I’m fascinated by the ubiquity of win probability calculators in sporting events. ESPN’s website adds a widget to every game estimating the probability each team will win given the current conditions. Sometimes they’ll even post the win probability next to the box score on their broadcasts.
There’s clearly an infotainment allure of these time series of probabilities. Nate Silver and his ilk drive traffic to their politics website by plotting the likelihood that various candidates will win over an election season. The New York Times traumatized its readership with a real-time win probability needle in 2016 on the night Trump first won the electoral college.
It’s not clear to me who wants this sort of thing. I’d love to see the web analytics on how these probability plots drive traffic. I’m sure they have internal revenue needles there, too.

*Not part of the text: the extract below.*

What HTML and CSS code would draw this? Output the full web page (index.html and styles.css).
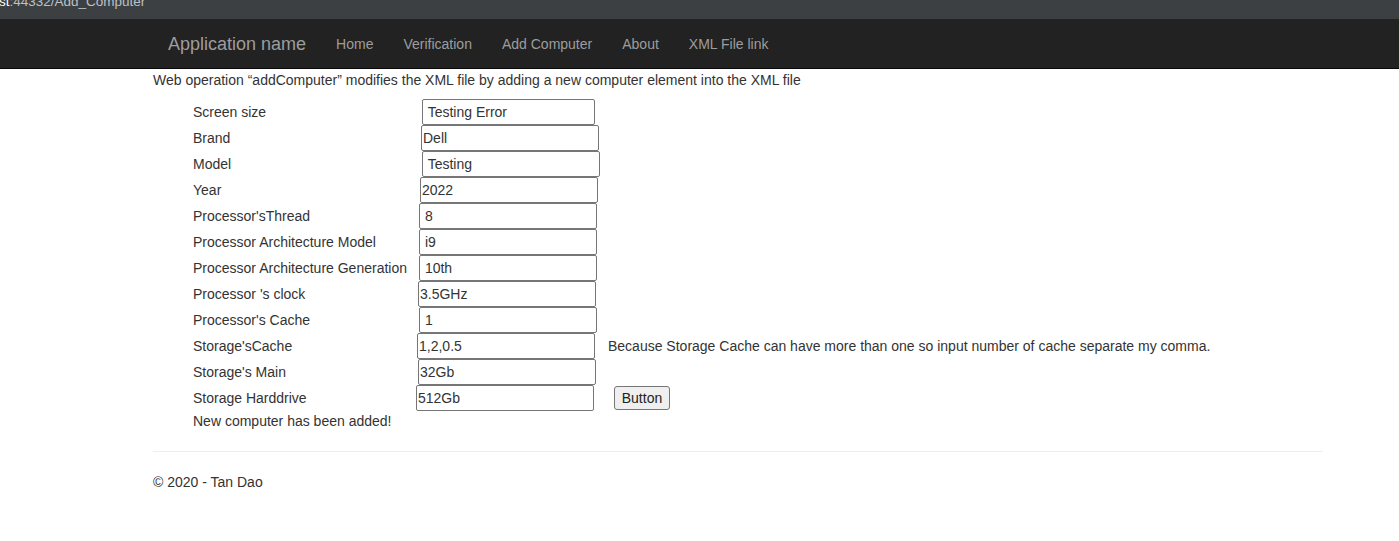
FILE: index.html
```html
<!DOCTYPE html>
<html lang="en">
<head>
<meta charset="utf-8">
<title>Add Computer</title>
<link rel="stylesheet" href="styles.css">
</head>
<body>
<div class="chrome"><div class="url"><span class="host">st</span>:44332/Add_Computer</div></div>
<nav class="navbar">
  <div class="nav-inner">
    <a class="brand" href="#">Application name</a>
    <ul class="nav">
      <li><a href="#">Home</a></li>
      <li><a href="#">Verification</a></li>
      <li><a href="#">Add Computer</a></li>
      <li><a href="#">About</a></li>
      <li><a href="#">XML File link</a></li>
    </ul>
  </div>
</nav>
<main class="container">
  <p class="intro">Web operation “addComputer” modifies the XML file by adding a new computer element into the XML file</p>
  <form class="form">
    <div class="row"><span class="label">Screen size</span><input class="field o6 narrow" type="text" value=" Testing Error"></div>
    <div class="row"><span class="label">Brand</span><input class="field o5" type="text" value="Dell"></div>
    <div class="row"><span class="label">Model</span><input class="field o6" type="text" value=" Testing"></div>
    <div class="row"><span class="label">Year</span><input class="field o4" type="text" value="2022"></div>
    <div class="row"><span class="label">Processor'sThread</span><input class="field o3" type="text" value=" 8"></div>
    <div class="row"><span class="label">Processor Architecture Model</span><input class="field o3" type="text" value=" i9"></div>
    <div class="row"><span class="label">Processor Architecture Generation</span><input class="field o3" type="text" value=" 10th"></div>
    <div class="row"><span class="label">Processor 's clock</span><input class="field o2" type="text" value="3.5GHz"></div>
    <div class="row"><span class="label">Processor's Cache</span><input class="field o3" type="text" value=" 1"></div>
    <div class="row"><span class="label">Storage'sCache</span><input class="field o1" type="text" value="1,2,0.5"><span class="note">Because Storage Cache can have more than one so input number of cache separate my comma.</span></div>
    <div class="row"><span class="label">Storage's Main</span><input class="field o2" type="text" value="32Gb"></div>
    <div class="row"><span class="label">Storage Harddrive</span><input class="field o0" type="text" value="512Gb"><button class="btn" type="button">Button</button></div>
    <div class="status">New computer has been added!</div>
  </form>
  <hr class="rule">
  <footer class="footer"><p>© 2020 - Tan Dao</p></footer>
</main>
</body>
</html>
```
FILE: styles.css
```css
* { box-sizing: border-box; }
html, body { margin: 0; padding: 0; }
body {
  font-family: "Liberation Sans", Arial, Helvetica, sans-serif;
  font-size: 14px;
  line-height: 20px;
  color: #333;
  background: #fff;
}
.chrome {
  height: 19px;
  background: #3c4043;
  overflow: hidden;
}
.url {
  font-size: 13.5px;
  line-height: 14px;
  margin-top: -5px;
  margin-left: -1px;
  color: #bdc1c6;
  white-space: nowrap;
}
.url .host { color: #fff; }
.navbar {
  height: 50px;
  background: #222;
  border-bottom: 1px solid #080808;
}
.nav-inner {
  margin-left: 153px;
  width: 1170px;
  display: flex;
  align-items: center;
  height: 49px;
  padding-top: 2px;
}
.brand {
  padding: 0 15px;
  font-size: 18px;
  line-height: 47px;
  color: #9d9d9d;
  text-decoration: none;
}
.nav {
  list-style: none;
  margin: 0;
  padding: 0;
  display: flex;
}
.nav a {
  display: block;
  padding: 0 15px;
  line-height: 47px;
  color: #9d9d9d;
  text-decoration: none;
}
.container {
  margin-left: 153px;
  width: 1170px;
}
.intro { margin: 1px 0 9px; }
.form { padding-left: 40px; }
.row {
  display: flex;
  align-items: center;
  height: 26px;
}
.label {
  flex: none;
  width: 223px;
  white-space: nowrap;
}
.field {
  flex: none;
  width: 178px;
  height: 26px;
  padding: 1px 1px;
  border: 1px solid #767676;
  border-radius: 2px;
  font: inherit;
  color: #333;
  background: #fff;
  margin: 0;
  white-space: pre;
}
.narrow { width: 173px; }
.o0 { margin-left: 0; }
.o1 { margin-left: 1px; }
.o2 { margin-left: 2px; }
.o3 { margin-left: 3px; }
.o4 { margin-left: 4px; }
.o5 { margin-left: 5px; }
.o6 { margin-left: 6px; }
.note { margin-left: 13px; white-space: nowrap; }
.btn {
  margin-left: 20px;
  height: 24px;
  width: 56px;
  padding: 0;
  font: inherit;
  color: #222;
  background: #efefef;
  border: 1px solid #767676;
  border-radius: 3px;
}
.status { line-height: 20px; }
.rule {
  margin: 20px 0;
  border: 0;
  border-top: 1px solid #eee;
  height: 0;
}
.footer p { margin: 0 0 10px; }
```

You can see there must be messy incentives behind the modeling, because they only exist if someone thinks they drive revenue.
But let’s stick to sports so we can be a little less heavy on a Monday. Yesterday, in what is becoming their signature this year, the Denver Broncos managed to go scoreless for the first three quarters of the game, but somehow put up 33 points in the fourth. This was the most a team had ever scored in the fourth quarter after having been shut out, and it led to this confused win-probability trace:
At the start of the fourth quarter, the Broncos’ win probability was 7.5%. Halfway through the quarter, their probability had bottomed out at 0.2%. They ended up winning 33-32. I’m dazzled by predictions that fluctuate between 100% and 0% over the course of a few minutes.
Where do these numbers come from? How are they made? ESPN doesn’t want to reveal their secret sauce, but Profootball Reference (PFR) has a reasonably simple model they explain on their website. It describes their first attempt at putting something together, and they probably do something slightly more sophisticated now (See if you can reverse engineer their public-facing calculator). Regardless, I think it’s good to start simple before you get into crazy weeds.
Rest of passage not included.